HOUSTON We're hearing for the first time from his lawyer who just returned from Iraq.

Guy Womack, who has had much success in the military court system, stepped off a plane Thursday morning and talked exclusively to Eyewitness News. He says the soldier is accused of killing and wounding were his roommates and friends. He went to Iraq with little information and came back

It was inside a building in Fallujah, 8,000 miles away where two army soldiers were killed and one was seriously wounded. It is not inside enemy territory and the man accused is not the enemy; he's Specialist Neftaly Platero.

"Not someone you would think would do this," Platero's Defense Attorney Guy Womack said.

Womack just returned from both visiting his client and visiting the crime scene.

"They took us into the sealed room and took us on a tour of it," he said.

It was a six-day trip to the Middle East. His meeting with Platero lasted a couple of hours; surprisingly, none of which was spent asking his client whether he did it.

"I don't need to know what he thinks happened," Womack said. "I need to know what the government thinks happened and what the evidence suggests, and right now most of the scenarios you could come up with the evidence would exclude him as the shooter."

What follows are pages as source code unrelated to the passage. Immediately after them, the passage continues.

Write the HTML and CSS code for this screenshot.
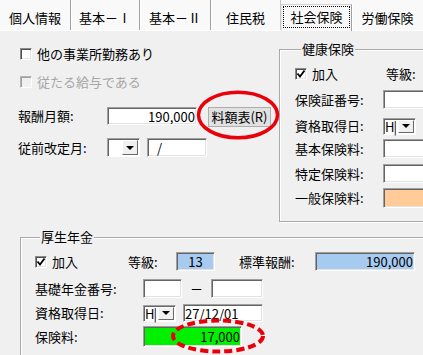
FILE: index.html
```html
<!DOCTYPE html>
<html lang="ja">
<head>
    <meta charset="UTF-8">
    <title>社会保険</title>
    <link rel="stylesheet" href="styles.css">
</head>
<body>

<div class="window">
    <div class="tabs">
        <div class="tab t1">個人情報</div>
        <div class="tab t2">基本－Ⅰ</div>
        <div class="tab t3">基本－Ⅱ</div>
        <div class="tab t4">住民税</div>
        <div class="tab t5 active"><div class="focus">社会保険</div></div>
        <div class="tab t6">労働保険</div>
    </div>

    <div class="upper">
        <div class="left">
            <div class="check row-a"><span class="box"></span>他の事業所勤務あり</div>
            <div class="check row-b disabled"><span class="box"></span>従たる給与である</div>
            <div class="row row-c">
                <span class="lbl lw89">報酬月額:</span>
                <input class="tb num w90" value="190,000">
                <button class="btn">料額表(R)</button>
            </div>
            <div class="row row-d">
                <span class="lbl lw89">従前改定月:</span>
                <div class="combo"><span class="val"></span><span class="drop"><i></i></span></div>
                <input class="tb slash w60" value="/">
            </div>
        </div>

        <fieldset class="group kenko">
            <legend>健康保険</legend>
            <div class="row k1">
                <span class="check cw91"><span class="box"><svg width="10" height="10" viewBox="0 0 10 10"><polyline points="1.5,4.5 4,7.5 8.5,1.5" /></svg></span>加入</span>
                <span class="lbl">等級:</span>
            </div>
            <div class="row k2">
                <span class="lbl lw88">保険証番号:</span>
                <input class="tb w60" value="">
            </div>
            <div class="row k3">
                <span class="lbl lw88">資格取得日:</span>
                <div class="combo small"><span class="val">H|</span><span class="drop"><i></i></span></div>
            </div>
            <div class="row k4">
                <span class="lbl lw88">基本保険料:</span>
                <input class="tb w60" value="">
            </div>
            <div class="row k5">
                <span class="lbl lw88">特定保険料:</span>
                <input class="tb w60" value="">
            </div>
            <div class="row k6">
                <span class="lbl lw88">一般保険料:</span>
                <input class="tb w60 orange" value="">
            </div>
        </fieldset>
    </div>

    <fieldset class="group kosei">
        <legend>厚生年金</legend>
        <div class="row p1">
            <span class="check cw93"><span class="box"><svg width="10" height="10" viewBox="0 0 10 10"><polyline points="1.5,4.5 4,7.5 8.5,1.5" /></svg></span>加入</span>
            <span class="lbl lw48">等級:</span>
            <input class="tb blue w39 center" value="13">
            <span class="lbl lw76 ml24">標準報酬:</span>
            <input class="tb blue num w100" value="190,000">
        </div>
        <div class="row p2">
            <span class="lbl lw108">基礎年金番号:</span>
            <input class="tb w39" value="">
            <span class="dash">－</span>
            <input class="tb w52" value="">
        </div>
        <div class="row p3">
            <span class="lbl lw108">資格取得日:</span>
            <div class="combo small"><span class="val">H|</span><span class="drop"><i></i></span></div>
            <input class="tb date w80" value="27/12/01">
        </div>
        <div class="row p4">
            <span class="lbl lw108">保険料:</span>
            <input class="tb green num w99" value="17,000">
        </div>
    </fieldset>

    <!-- 注記の赤丸 -->
    <svg class="marks" width="423" height="355">
        <ellipse cx="238" cy="115" rx="39.5" ry="22.8" class="ring" />
        <ellipse cx="218" cy="336" rx="45" ry="15.5" class="ring dashed" />
    </svg>
</div>

</body>
</html>
```

FILE: styles.css
```css
* {
    box-sizing: border-box;
}
body {
    margin: 0;
    background: #f0f0f0;
    font-family: "Noto Sans CJK JP", sans-serif;
    font-size: 13px;
    color: #000;
}
.window {
    position: relative;
    width: 423px;
    height: 355px;
    overflow: hidden;
    background: #f0f0f0;
}

/* tabs */
.tabs {
    display: flex;
    align-items: flex-start;
    height: 31px;
    background: #f9f9f9;
    border-bottom: 1px solid #fff;
}
.tab {
    flex: none;
    height: 30px;
    padding-top: 5px;
    line-height: 25px;
    text-align: center;
    border-right: 1px solid #a0a0a0;
    box-shadow: 1px 0 0 #fff;
}
.t1 { width: 71px; }
.t2 { width: 69px; }
.t3 { width: 71px; }
.t4 { width: 70px; border-right-color: #c8c8c8; }
.t5 { width: 71px; }
.t6 { width: 72px; }
.tab.active {
    margin-top: 4px;
    height: 27px;
    padding: 0;
    background: #f9f9f9;
    border-top: 1px solid #d2d2d2;
    border-left: 1px solid #e4e4e4;
    position: relative;
    z-index: 1;
}
.focus {
    margin: 1px 0 0 1px;
    width: 67px;
    height: 22px;
    line-height: 20px;
    border: 1px dotted #000;
}

/* common controls */
.row {
    display: flex;
    align-items: center;
}
.lbl {
    flex: none;
    line-height: 18px;
    white-space: nowrap;
}
.check {
    display: flex;
    align-items: center;
    line-height: 18px;
    white-space: nowrap;
}
.box {
    flex: none;
    width: 12px;
    height: 12px;
    margin-right: 5px;
    background: #fff;
    border: 1px solid;
    border-color: #8a8a8a #fff #fff #8a8a8a;
    box-shadow: inset 1px 1px 0 #505050, inset -1px -1px 0 #e3e3e3;
    display: flex;
    align-items: center;
    justify-content: center;
}
.box svg polyline {
    fill: none;
    stroke: #000;
    stroke-width: 1.8;
}
.check.disabled {
    color: #a6a6a6;
}
.check.disabled .box {
    background: #f0f0f0;
    border-color: #b4b4b4 #fff #fff #b4b4b4;
    box-shadow: inset 1px 1px 0 #a0a0a0;
}
.tb {
    flex: none;
    height: 19px;
    margin: 0;
    padding: 0 2px;
    font: inherit;
    color: #000;
    background: #fff;
    border: 1px solid;
    border-color: #a0a0a0 #fff #fff #a0a0a0;
    box-shadow: inset 1px 1px 0 #646464, inset -1px -1px 0 #e3e3e3;
    outline: none;
}
.num {
    text-align: right;
    padding-right: 1px;
}
.center {
    text-align: center;
}
.slash {
    padding-left: 9px;
    margin-left: 7px;
}
.date {
    margin-left: 7px;
    padding-left: 1px;
}
.blue {
    background: #a6caf0;
}
.green {
    background: #00f000;
    height: 21px;
}
.orange {
    background: #ffcc99;
    height: 20px;
}
.combo {
    flex: none;
    display: flex;
    width: 33px;
    height: 19px;
    background: #fff;
    border: 1px solid;
    border-color: #a0a0a0 #fff #fff #a0a0a0;
    box-shadow: inset 1px 1px 0 #646464;
    padding: 1px;
}
.combo.small {
    height: 17px;
}
.combo .val {
    flex: 1;
    min-width: 0;
    line-height: 14px;
    letter-spacing: -1px;
    white-space: nowrap;
}
.combo .drop {
    flex: none;
    width: 16px;
    background: #f0f0f0;
    border: 1px solid;
    border-color: #fff #696969 #696969 #fff;
    display: flex;
    align-items: center;
    justify-content: center;
}
.combo .drop i {
    width: 0;
    height: 0;
    border-left: 4px solid transparent;
    border-right: 4px solid transparent;
    border-top: 4px solid #000;
}
.btn {
    flex: none;
    width: 63px;
    height: 20px;
    margin-left: 11px;
    padding: 0;
    font: inherit;
    line-height: 18px;
    background: #e1e1e1;
    border: 1px solid #adadad;
    color: #000;
}

/* widths */
.lw48 { width: 48px; }
.lw76 { width: 76px; }
.lw88 { width: 88px; }
.lw89 { width: 89px; }
.lw108 { width: 108px; }
.cw91 { width: 91px; }
.cw93 { width: 93px; }
.w39 { width: 39px; }
.w52 { width: 52px; }
.w60 { width: 60px; }
.w80 { width: 80px; }
.w90 { width: 90px; }
.w99 { width: 99px; }
.w100 { width: 100px; }
.ml24 { margin-left: 24px; }
.dash {
    flex: none;
    width: 29px;
    text-align: center;
    line-height: 18px;
}

/* upper area */
.upper {
    display: flex;
    align-items: flex-start;
}
.left {
    flex: none;
    width: 279px;
    padding: 14px 0 0 18px;
}
.row-a {
    height: 18px;
    padding-left: 2px;
}
.row-b {
    height: 18px;
    margin-top: 10px;
    padding-left: 2px;
}
.row-c {
    margin-top: 16px;
    height: 20px;
    align-items: flex-start;
}
.row-c .tb {
    height: 18px;
}
.row-d {
    margin-top: 11px;
}

/* group boxes */
.group {
    margin: 0;
    padding: 0;
    border: 1px solid #a9a9a9;
    box-shadow: inset 1px 1px 0 #fff, 1px 1px 0 #fff;
    min-width: 0;
}
.group legend {
    margin-left: 6px;
    padding: 0 1px;
    line-height: 16px;
    background: #f0f0f0;
}
.kenko {
    flex: none;
    width: 200px;
    margin-top: 10px;
    padding: 0 0 13px 15px;
}
.k1 { margin-top: 8px; height: 18px; }
.k2 { margin-top: 7px; }
.k3 { margin-top: 8px; }
.k4 { margin-top: 4px; }
.k5 { margin-top: 6px; }
.k6 { margin-top: 5px; }

.kosei {
    width: 420px;
    height: 140px;
    margin: 7px 0 0 20px;
    padding: 0 0 0 14px;
}
.kosei legend {
    margin-left: 5px;
}
.p1 { margin-top: 7px; }
.p2 { margin-top: 8px; }
.p3 { margin-top: 6px; }
.p3 .tb { height: 18px; }
.p4 { margin-top: 4px; }

/* red annotation rings */
.marks {
    position: absolute;
    top: 0;
    left: 0;
    pointer-events: none;
}
.ring {
    fill: none;
    stroke: #e8000b;
    stroke-width: 3.5;
}
.ring.dashed {
    stroke-width: 4;
    stroke-dasharray: 8 4;
}
```
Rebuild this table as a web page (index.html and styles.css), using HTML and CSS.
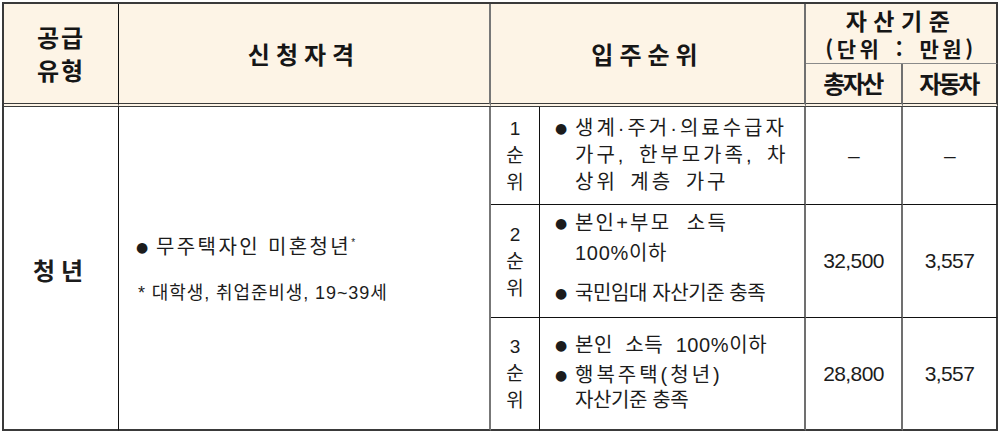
FILE: index.html
```html
<!DOCTYPE html>
<html lang="ko">
<head>
<meta charset="utf-8">
<title>공급유형 신청자격</title>
<link rel="stylesheet" href="styles.css">
</head>
<body>
<div class="sheet">
  <div class="cell head h-type"><span class="ttl-type">공급<br>유형</span></div>
  <div class="cell head h-qual"><span class="ttl-wide">신청자격</span></div>
  <div class="cell head h-rank"><span class="ttl-wide">입주순위</span></div>
  <div class="cell head h-asset">
    <span class="ttl-asset">자산기준</span>
    <span class="ttl-unit">(단위 : 만원)</span>
  </div>
  <div class="cell head h-total"><span class="ttl-narrow">총자산</span></div>
  <div class="cell head h-car"><span class="ttl-narrow">자동차</span></div>

  <div class="cell b-type"><span class="ttl-youth">청년</span></div>
  <div class="cell b-qual">
    <div class="qual-main"><span class="dot">●</span>무주택자인 미혼청년<sup class="star">*</sup></div>
    <div class="qual-note">* 대학생, 취업준비생, 19~39세</div>
  </div>

  <div class="cell rank r1">1<br>순<br>위</div>
  <div class="cell cond r1">
    <div class="item"><span class="dot">●</span><span class="txt"><span class="sp-a">생계·주거·의료수급자</span><br><span class="sp-b">가구, 한부모가족, 차</span><br><span class="sp-b">상위 계층 가구</span></span></div>
  </div>
  <div class="cell num r1 mid">–</div>
  <div class="cell num r1 last">–</div>

  <div class="cell rank r2">2<br>순<br>위</div>
  <div class="cell cond r2">
    <div class="item"><span class="dot">●</span><span class="txt"><span class="sp-c">본인+부모&nbsp;&nbsp;소득</span><br><span class="sp-d">100%이하</span></span></div>
    <div class="item"><span class="dot">●</span><span class="txt">국민임대 자산기준 충족</span></div>
  </div>
  <div class="cell num r2 mid">32,500</div>
  <div class="cell num r2 last">3,557</div>

  <div class="cell rank r3 end">3<br>순<br>위</div>
  <div class="cell cond r3 end">
    <div class="item"><span class="dot">●</span><span class="txt"><span class="sp-e">본인&nbsp;&nbsp;소득&nbsp;&nbsp;100%이하</span></span></div>
    <div class="item"><span class="dot">●</span><span class="txt"><span class="sp-f">행복주택(청년)</span><br>자산기준 충족</span></div>
  </div>
  <div class="cell num r3 mid end">28,800</div>
  <div class="cell num r3 last end">3,557</div>
</div>
</body>
</html>
```

FILE: styles.css
```css
* { box-sizing: border-box; }

body {
  margin: 0;
  padding: 2px 0 0 2px;
  background: #ffffff;
  font-family: "Liberation Sans", "Noto Sans CJK KR", sans-serif;
  color: #1c1c1c;
}

.sheet {
  display: grid;
  grid-template-columns: 115px 372px 49px 266px 97px 95px;
  grid-template-rows: 60px 43px 98px 113px 113px;
  width: 996px;
  border-left: 2px solid #3a3a3a;
  border-top: 2px solid #3a3a3a;
}

.cell {
  display: flex;
  flex-direction: column;
  justify-content: center;
  align-items: center;
  border-right: 1px solid #111;
}

.head {
  background: #fdf4e6;
  font-family: "Noto Sans CJK KR", sans-serif;
  font-weight: 700;
  color: #161616;
  border-bottom: 4px double #3c3c3c;
}

.h-type { grid-column: 1; grid-row: 1 / 3; }
.h-qual { grid-column: 2; grid-row: 1 / 3; border-right: 2px solid #777; }
.h-rank { grid-column: 3 / 5; grid-row: 1 / 3; border-right: 2px solid #707070; }
.h-asset {
  grid-column: 5 / 7; grid-row: 1;
  border-right: 2px solid #3a3a3a;
  border-bottom: 1px solid #8a8a8a;
  padding-top: 1px;
}
.h-total { grid-column: 5; grid-row: 2; border-right: 2px solid #707070; }
.h-car { grid-column: 6; grid-row: 2; border-right: 2px solid #3a3a3a; }

.ttl-type {
  display: block;
  font-size: 24px;
  line-height: 33px;
  letter-spacing: 2px;
  text-align: center;
  margin-top: -2px;
}
.ttl-wide {
  display: block;
  font-size: 24px;
  line-height: 30px;
  letter-spacing: 6px;
}
.ttl-asset {
  display: block;
  font-size: 23px;
  line-height: 27px;
  letter-spacing: 6.5px;
}
.ttl-unit {
  display: block;
  font-size: 21px;
  line-height: 28px;
  letter-spacing: 3.5px;
  word-spacing: 4px;
}
.ttl-narrow {
  display: block;
  font-size: 24px;
  line-height: 28px;
  letter-spacing: -2.5px;
  padding-right: 2px;
  margin-top: -2px;
}

.b-type {
  grid-column: 1; grid-row: 3 / 6;
  border-bottom: 2px solid #3a3a3a;
}
.ttl-youth {
  display: block;
  font-family: "Noto Sans CJK KR", sans-serif;
  font-weight: 700;
  font-size: 24px;
  line-height: 30px;
  letter-spacing: 6px;
  margin-top: 3px;
}

.b-qual {
  grid-column: 2; grid-row: 3 / 6;
  border-right: 2px solid #777;
  border-bottom: 2px solid #3a3a3a;
  align-items: flex-start;
  padding-left: 17px;
  padding-top: 2px;
}
.qual-main {
  font-size: 20px;
  letter-spacing: 2.4px;
  line-height: 26px;
  display: flex;
  align-items: center;
}
.star {
  font-size: 10px;
  vertical-align: top;
  position: relative;
  top: -4px;
  letter-spacing: 0;
}
.qual-note {
  margin-top: 21px;
  font-size: 18px;
  letter-spacing: 0.9px;
  line-height: 24px;
  padding-left: 2px;
}

.dot {
  display: inline-block;
  flex: none;
  width: 20px;
  font-family: "DejaVu Sans", sans-serif;
  font-size: 14px;
  line-height: 20px;
  letter-spacing: 0;
}

.rank {
  grid-column: 3;
  font-size: 19px;
  line-height: 27px;
  text-align: center;
  border-bottom: 1px solid #111;
}
.cond {
  grid-column: 4;
  border-right: 2px solid #707070;
  border-bottom: 1px solid #111;
  align-items: flex-start;
  padding-left: 15px;
  font-size: 20px;
  letter-spacing: -0.4px;
  line-height: 27px;
  gap: 10px;
}
.num {
  font-size: 21px;
  letter-spacing: -0.6px;
  border-bottom: 1px solid #111;
  color: #1c1c1c;
}
.mid { grid-column: 5; border-right: 2px solid #707070; }
.last { grid-column: 6; border-right: 2px solid #3a3a3a; }

.r1 { grid-row: 3; }
.r2 { grid-row: 4; }
.r3 { grid-row: 5; }
.end { border-bottom: 2px solid #3a3a3a; }

.item {
  display: flex;
  align-items: flex-start;
}
.item .dot { line-height: 27px; }
.txt { display: block; }

.cond.r2 { line-height: 30px; padding-bottom: 6px; }
.cond.r3 { line-height: 25px; gap: 5px; padding-bottom: 2px; }
.cond.r3 .dot { line-height: 25px; }
.cond.r2 .dot { line-height: 30px; }

.sp-a { letter-spacing: 3px; }
.sp-b { letter-spacing: 3px; word-spacing: 4px; }
.sp-c { letter-spacing: 2.2px; }
.sp-d { letter-spacing: 0.7px; }
.sp-e { letter-spacing: 0.6px; }
.sp-f { letter-spacing: 3px; }
```
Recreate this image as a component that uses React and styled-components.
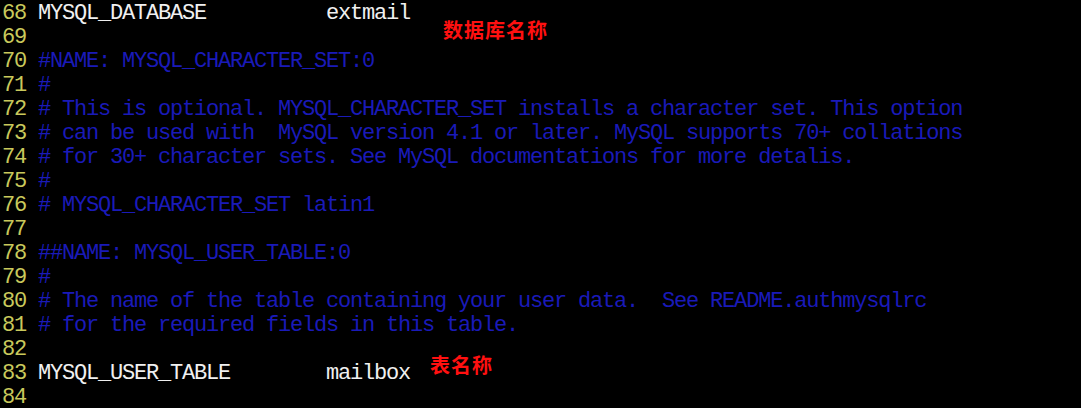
import React from "react";
import styled, { createGlobalStyle } from "styled-components";

const Global = createGlobalStyle`
  html, body { margin: 0; padding: 0; background: #000; }
  body { overflow: hidden; }
`;

const Screen = styled.div`
  position: relative;
  width: 1081px;
  height: 408px;
  box-sizing: border-box;
  padding: 2px 0 0 2px;
  background: #000;
  overflow: hidden;
  font-family: "Liberation Mono", "Noto Sans CJK SC", monospace;
  font-size: 22px;
  letter-spacing: -1.2px;
`;

const Line = styled.div`
  display: flex;
  height: 24px;
  line-height: 24px;
  white-space: pre;
`;

const Num = styled.span`
  width: 24px;
  margin-right: 12px;
  text-align: right;
  color: #c9c95c;
`;

const Code = styled.span`
  color: ${(p) => (p.$kind === "comment" ? "#1a1ab8" : "#f0f0f0")};
`;

const Note = styled.div`
  position: absolute;
  left: ${(p) => p.$x}px;
  top: ${(p) => p.$y}px;
  color: #ff1010;
  font-family: "Noto Sans CJK SC", sans-serif;
  font-weight: 700;
  font-size: 20px;
  line-height: 20px;
  letter-spacing: 1px;
`;

const lines = [
  [68, "MYSQL_DATABASE          extmail", "code"],
  [69, "", "code"],
  [70, "#NAME: MYSQL_CHARACTER_SET:0", "comment"],
  [71, "#", "comment"],
  [72, "# This is optional. MYSQL_CHARACTER_SET installs a character set. This option", "comment"],
  [73, "# can be used with  MySQL version 4.1 or later. MySQL supports 70+ collations", "comment"],
  [74, "# for 30+ character sets. See MySQL documentations for more detalis.", "comment"],
  [75, "#", "comment"],
  [76, "# MYSQL_CHARACTER_SET latin1", "comment"],
  [77, "", "code"],
  [78, "##NAME: MYSQL_USER_TABLE:0", "comment"],
  [79, "#", "comment"],
  [80, "# The name of the table containing your user data.  See README.authmysqlrc", "comment"],
  [81, "# for the required fields in this table.", "comment"],
  [82, "", "code"],
  [83, "MYSQL_USER_TABLE        mailbox", "code"],
  [84, "", "code"],
];

export default function App() {
  return (
    <>
      <Global />
      <Screen>
        {lines.map(([n, text, kind]) => (
          <Line key={n}>
            <Num>{n}</Num>
            <Code $kind={kind}>{text}</Code>
          </Line>
        ))}
        <Note $x={443} $y={20}>数据库名称</Note>
        <Note $x={430} $y={355}>表名称</Note>
      </Screen>
    </>
  );
}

This is what we know: it was inside the quarters he shared with the three other soldiers. Witnesses heard multiple gunshots, and when it was all over, there two were deceased on either side of the room. In the middle was the third, who was wounded; and just outside was Specialist Platero. He was uninjured and unarmed.

" They concluded just because he was there that perhaps he was involved," Womack said.

The army said the shooting followed an argument, but Womack says witnesses heard nothing.

"He's never been in trouble in his life," Womack said.

Platero, a graduate of Kingwood High School and former Marine, has now been charged with premeditated murder. He sits in an Army jail far from his family with a lot to think about.

"The fact that he could receive a death sentence for this," Womack said. "So certainly the weight of the world is on his shoulders."

Army investigators told Womack 18 rounds had been fired. They found multiple weapons, many with missing rounds, but then again it's an Army base. Those weapons have been shipped to an Army lab in Georgia for testing.

An Article 32 hearing similar to a grand jury is set for late next month.

And we're not forgetting the victims. They are Private First Class Gebrah Noonan of Connecticut and Specialist John Carrillo of California.